Not to be boxed in, to be able to transcend boundaries: for an artist, it's essential.—Shahzia Sikander


I'm not quite sure anymore how to define myself as a writer. Two years ago I would have told you I write historical fiction and historical romance. I began eight years ago with research-heavy historical fiction and loved it. Still love it. Then, I dabbled in historical romance, writing three novellas before writing my first Regency romance. What a romp! Lizzy's voice began as a whisper during that novel and I opened myself up to telling her story. It has led me to Mags' story and an outline for two other characters from Lizzy's tale. So, I spend most of my time writing young adult. Does that make me a YA writer?
This has been on my mind as I query and include links to my Twitter feed and the blog. The look and feel of the blog was designed to reflect my earlier writing. My bio, while revamped somewhat over the years, reflects the diversity of my writing choices. My blog entries are eclectic, truly rambling between writing thoughts and sharing moments of my personal life. They are inextricably wound. Will this mishmash of images be a deterrent to an agent? Do I look like someone who waffles, who lacks direction?

To this end, I decided to start a YA blog. It's a work in progress and any suggestions would be gratefully appreciated. It is a place where I hope to eventually add me, the YA author. Which brings me back to the original conundrum. Am I now a YA writer? The adage write what you know is certainly applicable for this genre. My career centered around the lives of kids and teens. I have listened to, cried for and rejoiced with the Lizzys, the Mags, and the Beckys. I am lost in their worlds once again and it feels a bit like coming home.

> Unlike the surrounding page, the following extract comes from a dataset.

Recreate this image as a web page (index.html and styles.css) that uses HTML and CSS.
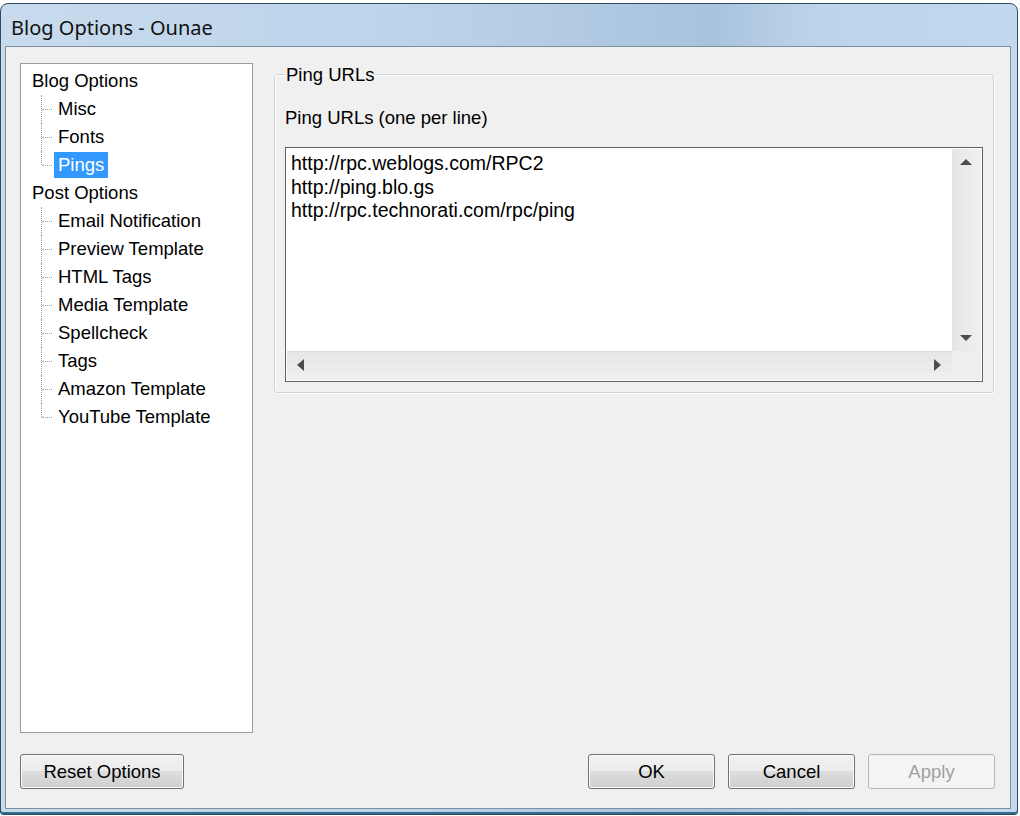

But, while I am not a person who lacks direction, I am a person who seeks stimulation, variety and change. I am still writing scenes for my Regency novels—I have two more mapped out. I am still chasing historical tidbits down rabbit holes and making notes for the sequel to Raven's Path, dabbling at writing it from time to time. When I hit a wall in my YA, I find turning to these pieces takes away anxiety and frees up my creativity again. Ultimately, that leads me back to my YA.

So, although I have finally come to the conclusion that I am, indeed, a writer, I fret and fuss about definitions and parameters. Do I need to? Must I be boxed into a genre, defined by it? Am I shooting myself in the foot by advertising that I write this…and that…oh, and, that too? Does it show versatility and unlimited potential or do I just look a tad aimless?

I suppose none of it matters at the moment. Perhaps, it will when I have representation and a book in the offing. Until then, I'm fairly certain, I will remain, metaphorically and concretely, rambling Rose.
Jack-of-all-trades in a box. J
 



1 comment:

  1. I understand these labels are necessary for selling and marketing literature but for a writer the only thing to remember is write what you're passionate about. I'm heading over to your YA blog!